Winter Ave Zoli (born June 28, 1980) is an American actress and model. She is best known for her role as Lyla Winston in FX's TV series Sons of Anarchy, Amy Snyder in Bosch (2017-2018), and for Deserted (2016). Zoli also appears in Code Black (2015) and Agents of S.H.I.E.L.D (2015).

Early life
Zoli was born in New Hope, Pennsylvania to Richard and Sue Uhlarik. She is of partial Czechoslovakian descent. At the age of 11, she moved with her family to Czech Republic. She attended middle school and high school at the International School of Prague. She studied ballet, but after developing a love for the stage and the craft of acting, she moved on to musical theater.

At age 13, she began working in European and American productions that came to Prague. At 17, she attended the Carnegie-Mellon summer school theater program and, at 19, enrolled in the Atlantic Theater Company acting school in New York City, founded by playwright David Mamet and actor William H. Macy.

Career
After graduating from the professional program, Winter moved to Los Angeles.
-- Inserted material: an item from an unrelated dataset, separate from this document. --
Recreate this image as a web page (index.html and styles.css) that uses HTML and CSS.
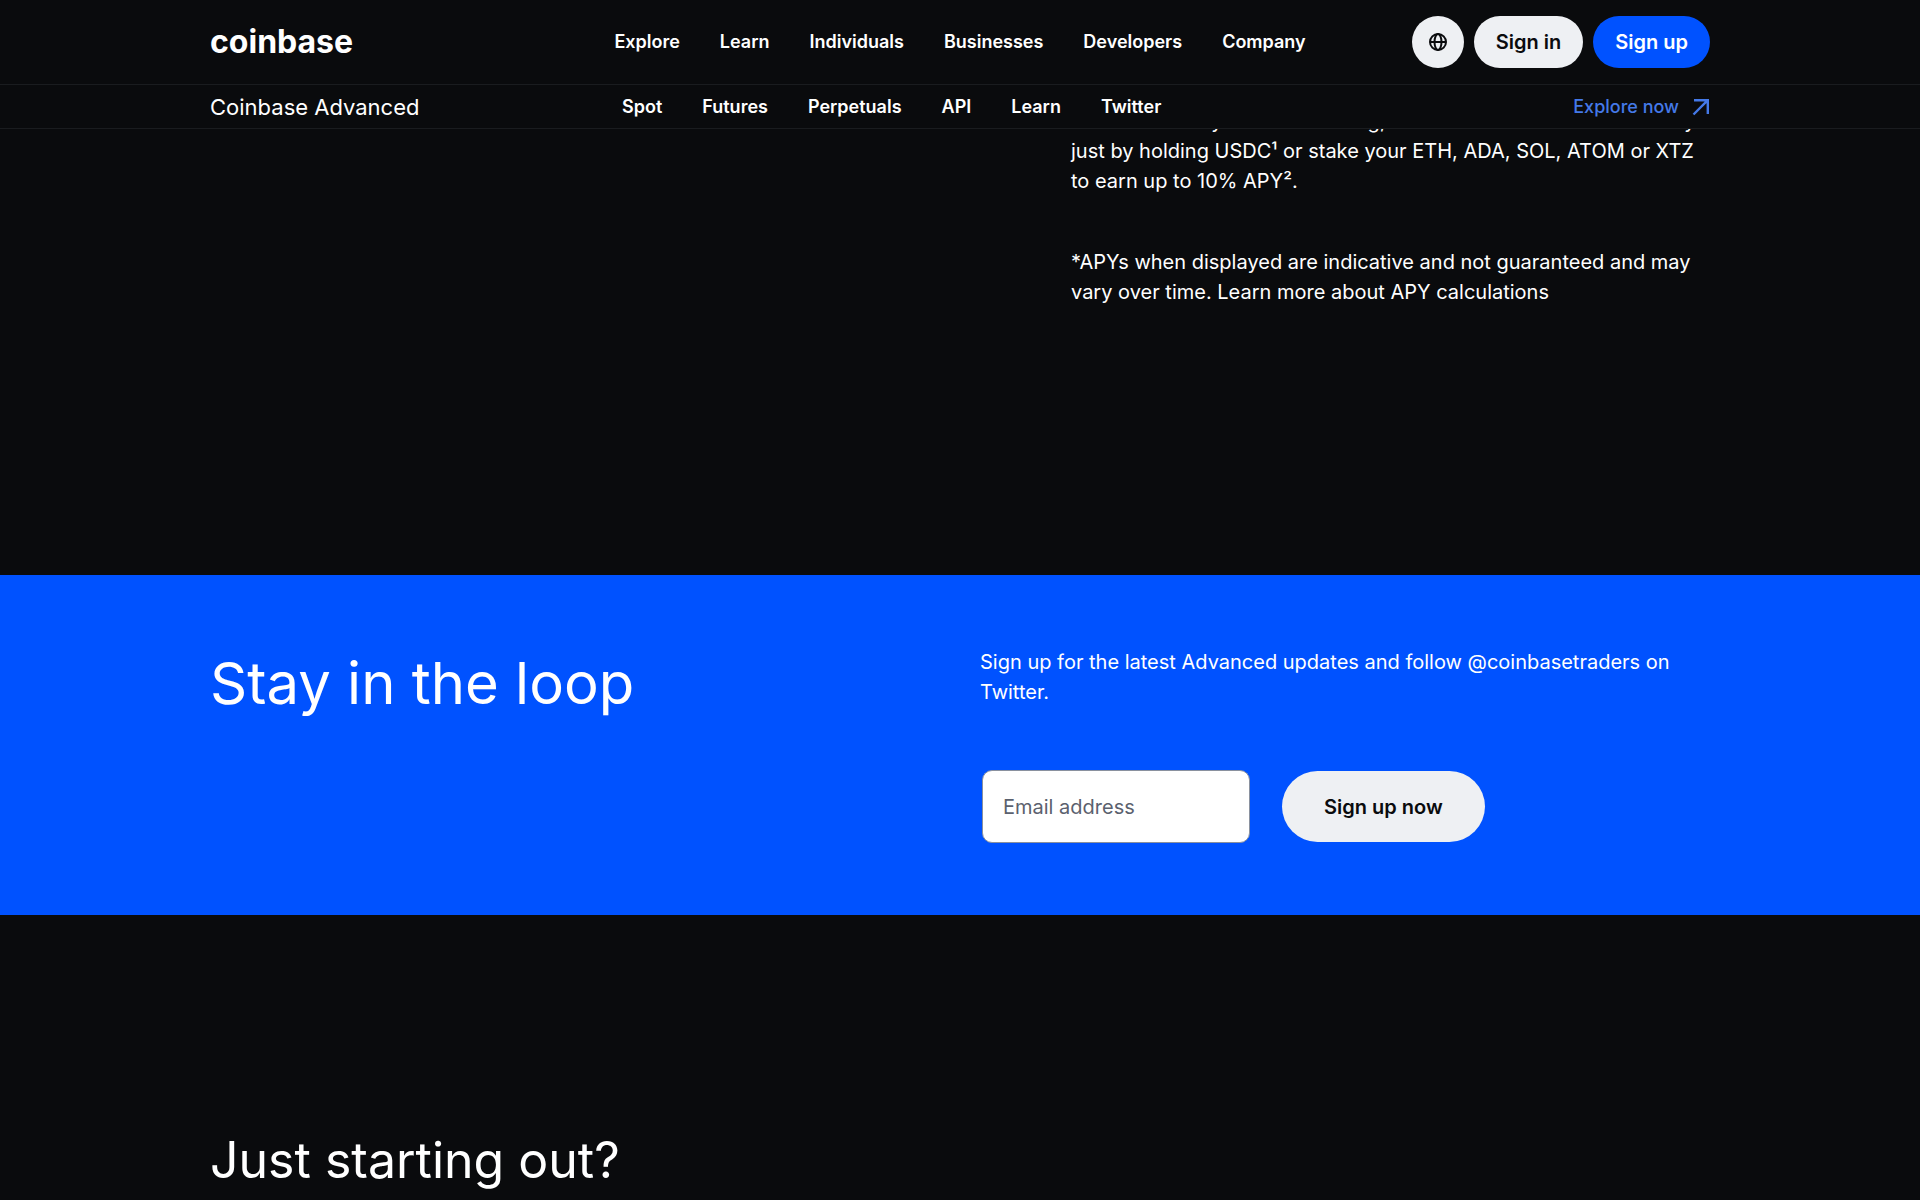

She appeared in the 2007 film Sex and Death 101 as Alexis, the fast food beauty. She held the main role of legendary Libuše in the 2009 Czech film The Pagan Queen. Winter gained further international recognition with her main role as Lyla Winston on the hit American TV series Sons of Anarchy. She posed nude in Playboy magazine's March 2011 edition, commenting that "nudity is not a problem for [her]."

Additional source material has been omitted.